-- begin --

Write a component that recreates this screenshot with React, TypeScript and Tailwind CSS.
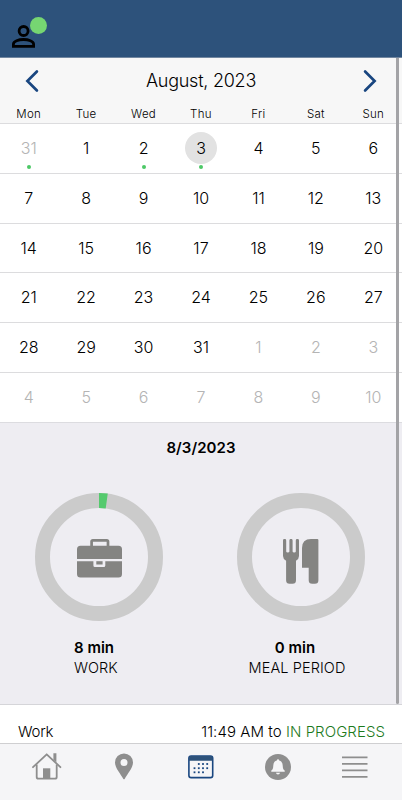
import clsx from 'clsx'

interface Day {
  day: number
  muted?: boolean
  marked?: boolean
  selected?: boolean
}

const WEEKDAYS = ['Mon', 'Tue', 'Wed', 'Thu', 'Fri', 'Sat', 'Sun']

const DAYS: Day[] = [
  { day: 31, muted: true, marked: true },
  ...Array.from({ length: 31 }, (_, i) => ({
    day: i + 1,
    marked: i === 1 || i === 2,
    selected: i === 2,
  })),
  ...Array.from({ length: 10 }, (_, i) => ({ day: i + 1, muted: true })),
]

const WEEKS = Array.from({ length: 6 }, (_, i) => DAYS.slice(i * 7, i * 7 + 7))

function PersonIcon() {
  return (
    <svg width="24" height="24" viewBox="0 0 24 24" fill="none" stroke="#000" strokeWidth="2.8">
      <circle cx="11.6" cy="6" r="4.5" />
      <path d="M1.4 21.4v-2.2c0-3 5.2-4.7 10.1-4.7s10.1 1.7 10.1 4.7v2.2Z" />
    </svg>
  )
}

function Chevron({ flip }: { flip?: boolean }) {
  return (
    <svg width="14" height="24" viewBox="0 0 14 24" fill="none" className={clsx(flip && 'rotate-180')}>
      <path d="M11.9 2.5 2.4 12l9.5 9.5" stroke="#194680" strokeWidth="2.7" strokeLinecap="round" />
    </svg>
  )
}

function BriefcaseIcon() {
  return (
    <svg width="45" height="39" viewBox="0 0 45 39" fill="#848482">
      <path d="M14.6 7V2.6q0-1.2 1.2-1.2h14q1.2 0 1.2 1.2V7" fill="none" stroke="#848482" strokeWidth="2.7" />
      <path d="M3.5 6.7h38A3.5 3.5 0 0 1 45 10.2V20H0v-9.8a3.5 3.5 0 0 1 3.5-3.5Z" />
      <path d="M0 22.2h16.4v4.3q0 1.5 1.5 1.5h8.9q1.5 0 1.5-1.5v-4.3H45V35a3.5 3.5 0 0 1-3.5 3.5h-38A3.5 3.5 0 0 1 0 35Z" />
      <path d="M19.3 22.2h6.3v3.3h-6.3z" />
    </svg>
  )
}

function CutleryIcon() {
  return (
    <svg width="36" height="45" viewBox="0 0 36 45" fill="#848482">
      <path d="M0 1.5a1.6 1.6 0 0 1 3.2 0v11q0 1 1.6 1t1.6-1v-11a1.6 1.6 0 0 1 3.2 0v11q0 1 1.6 1t1.6-1v-11a1.6 1.6 0 0 1 3.2 0V17q0 3-3 4.8V41.2q0 3.5-3.5 3.5h-2.9q-3.5 0-3.5-3.5V21.8Q0 20 0 17Z" />
      <path d="M34.3 0q1.1 0 1.1 1.1V41.2q0 3.5-3.5 3.5h-2.7q-3.5 0-3.5-3.5V28.7H19V9Q19 0 28 0Z" />
    </svg>
  )
}

interface RingProps {
  percent: number
  children: React.ReactNode
}

function Ring({ percent, children }: RingProps) {
  const r = 56.5
  const c = 2 * Math.PI * r

  return (
    <div className="grid size-32 justify-items-center">
      <svg width="128" height="128" viewBox="0 0 128 128" fill="none" className="col-start-1 row-start-1">
        <circle cx="64" cy="64" r={r} stroke="#cbcbcb" strokeWidth="15" />
        {percent > 0 && (
          <circle
            cx="64"
            cy="64"
            r={r}
            stroke="#55ca6e"
            strokeWidth="15"
            strokeDasharray={`${(percent / 100) * c} ${c}`}
            transform="rotate(-90 64 64)"
          />
        )}
      </svg>
      <div className="col-start-1 row-start-1 pt-[46px]">{children}</div>
    </div>
  )
}

function HomeIcon() {
  return (
    <svg width="30" height="27" viewBox="0 0 30 27" fill="none" stroke="#8e8e8e" strokeWidth="1.8">
      <path d="M1 14.2 14.7 1.3 28.4 14.2" strokeLinecap="round" strokeLinejoin="round" />
      <path d="M4.7 11.5V24q0 1.7 1.7 1.7H23q1.7 0 1.7-1.7V11.5" />
      <path d="M21.4.3h3v9.2l-3-2.8Z" fill="#8e8e8e" stroke="none" />
      <path d="M11 15.3h7.3V26H11Z" fill="#8e8e8e" stroke="none" />
    </svg>
  )
}

function PinIcon() {
  return (
    <svg width="18" height="27" viewBox="0 0 18 27">
      <path
        d="M9 .4a9 9 0 0 1 9 9c0 5.5-6 11.8-8.2 16.3q-.8 1.2-1.6 0C6 21.2 0 14.9 0 9.4a9 9 0 0 1 9-9Zm0 5.7a3.5 3.5 0 1 0 0 7 3.5 3.5 0 0 0 0-7Z"
        fill="#8e8e8e"
        fillRule="evenodd"
      />
    </svg>
  )
}

function CalendarIcon() {
  const dots = [
    [10.8, 9], [15, 9], [19.2, 9],
    [6.5, 13.2], [10.8, 13.2], [15, 13.2], [19.2, 13.2],
    [6.5, 17.3], [10.8, 17.3], [15, 17.3],
  ]

  return (
    <svg width="26" height="24" viewBox="0 0 26 24" fill="none">
      <rect x=".9" y="1" width="23.8" height="21.6" rx="2.2" stroke="#194680" strokeWidth="1.6" />
      <path d="M1 5.7V3q0-2 2-2h19.6q2 0 2 2v2.7Z" fill="#2d527b" />
      {dots.map(([x, y]) => (
        <rect key={`${x}-${y}`} x={x - 0.9} y={y - 0.9} width="1.8" height="1.8" fill="#194680" />
      ))}
    </svg>
  )
}

function BellIcon() {
  return (
    <svg width="26" height="26" viewBox="0 0 26 26">
      <circle cx="13" cy="13" r="13" fill="#8e8e8e" />
      <path
        d="M13 5.2q1.1 0 1.2 1.2c2.5.7 3.3 2.6 3.5 5 .2 3 .5 4 1.9 5.2.4.5.2 1.2-.5 1.2H6.9c-.7 0-.9-.7-.5-1.2 1.4-1.2 1.700-2.200 1.900-5.200.2-2.400 1-4.300 3.500-5Q11.900 5.200 13 5.200ZM10.900 18.700h4.200q-.4 1.800-2.100 1.800t-2.100-1.800Z"
        fill="#f5f5f7"
      />
    </svg>
  )
}

function MenuIcon() {
  return (
    <svg width="26" height="22" viewBox="0 0 26 22" stroke="#8e8e8e" strokeWidth="1.7">
      <path d="M0 1.3h25.5M0 7.8h25.5M0 14.3h25.5M0 20.8h25.5" />
    </svg>
  )
}

export default function App() {
  return (
    <div className="relative flex h-[800px] w-[402px] flex-col overflow-hidden bg-white font-['Inter',sans-serif] font-[350] text-black">
      <header className="h-[58px] shrink-0 border-b border-[#7287a0] bg-[#2d527b]">
        <div className="relative ml-3 w-6 pt-[25px]">
          <PersonIcon />
          <span className="absolute top-[17px] left-[18px] size-[17px] rounded-full bg-[#76d672]" />
        </div>
      </header>

      <section className="h-[65px] shrink-0 bg-[#f7f7f7]">
        <div className="flex h-[45px] items-center justify-between px-[25px]">
          <Chevron />
          <h1 className="text-[18px] font-light tracking-[-0.25px]">August, 2023</h1>
          <Chevron flip />
        </div>
        <div className="mt-px grid grid-cols-7 text-center text-[11.5px] leading-[20px] tracking-[0.3px]">
          {WEEKDAYS.map((d) => (
            <span key={d}>{d}</span>
          ))}
        </div>
      </section>

      <section className="h-[299px] shrink-0">
        {WEEKS.map((week, i) => (
          <div key={i} className="grid h-[49.83px] grid-cols-7 border-t border-[#dcdcde]">
            {week.map((d) => (
              <div key={d.day} className="flex flex-col items-center pt-2">
                <span
                  className={clsx(
                    'flex size-8 items-center justify-center rounded-full text-[16px]',
                    d.muted && 'text-[#b4b4b4]',
                    d.selected && 'bg-[#e2e2e2]',
                  )}
                >
                  {d.day}
                </span>
                {d.marked && <span className="mt-[1px] size-1 rounded-full bg-[#4cc866]" />}
              </div>
            ))}
          </div>
        ))}
      </section>

      <section className="h-[282px] shrink-0 border-t border-[#dcdce0] bg-[#eeedf2]">
        <h2 className="pt-[13px] text-center text-[15px] leading-6 font-semibold tracking-[0.05px]">8/3/2023</h2>
        <div className="mt-[33.3px] flex pl-[35px]">
          <div className="w-[201.5px]">
            <Ring percent={2.2}>
              <BriefcaseIcon />
            </Ring>
            <div className="mt-[17px] ml-[39px] text-[15px] leading-5">
              <p className="font-semibold">8 min</p>
              <p className="text-[14.5px]">WORK</p>
            </div>
          </div>
          <div className="w-32">
            <Ring percent={0}>
              <CutleryIcon />
            </Ring>
            <div className="mt-[17px] w-[121px] text-center text-[15px] leading-5">
              <p className="pr-1 font-semibold">0 min</p>
              <p className="text-[14.5px] tracking-[0.1px]">MEAL PERIOD</p>
            </div>
          </div>
        </div>
      </section>

      <div className="flex h-[39px] shrink-0 items-end justify-between border-t border-[#d5d5d9] pr-[17px] pl-[18px] text-[15px] leading-[22px]">
        <span className="tracking-[-0.2px]">Work</span>
        <span className="tracking-[0.06px]">
          11:49 AM to <span className="text-[#1c7a1c]">IN PROGRESS</span>
        </span>
      </div>

      <nav className="grid h-[57px] shrink-0 grid-cols-[93px_61px_94px_59px_95px] border-t border-[#cfcfd1] bg-[#f5f5f7] *:flex *:h-[45px] *:items-center *:justify-center">
        <span><HomeIcon /></span>
        <span><PinIcon /></span>
        <span><CalendarIcon /></span>
        <span><BellIcon /></span>
        <span><MenuIcon /></span>
      </nav>

      {/* Scroll indicator */}
      <div className="absolute top-[58px] left-[396px] h-[646px] w-[3px] rounded-b-full bg-[#a3a3a6]" />
    </div>
  )
}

-- end --

» Exercise aim: Everything from the first line to the line with "DAYS.slice(i * 7, i * 7 + 7))" must be repeated exactly, and nothing else. Leave the pictures out.

» Reply:
Write a component that recreates this screenshot with React, TypeScript and Tailwind CSS.
import clsx from 'clsx'

interface Day {
  day: number
  muted?: boolean
  marked?: boolean
  selected?: boolean
}

const WEEKDAYS = ['Mon', 'Tue', 'Wed', 'Thu', 'Fri', 'Sat', 'Sun']

const DAYS: Day[] = [
  { day: 31, muted: true, marked: true },
  ...Array.from({ length: 31 }, (_, i) => ({
    day: i + 1,
    marked: i === 1 || i === 2,
    selected: i === 2,
  })),
  ...Array.from({ length: 10 }, (_, i) => ({ day: i + 1, muted: true })),
]

const WEEKS = Array.from({ length: 6 }, (_, i) => DAYS.slice(i * 7, i * 7 + 7))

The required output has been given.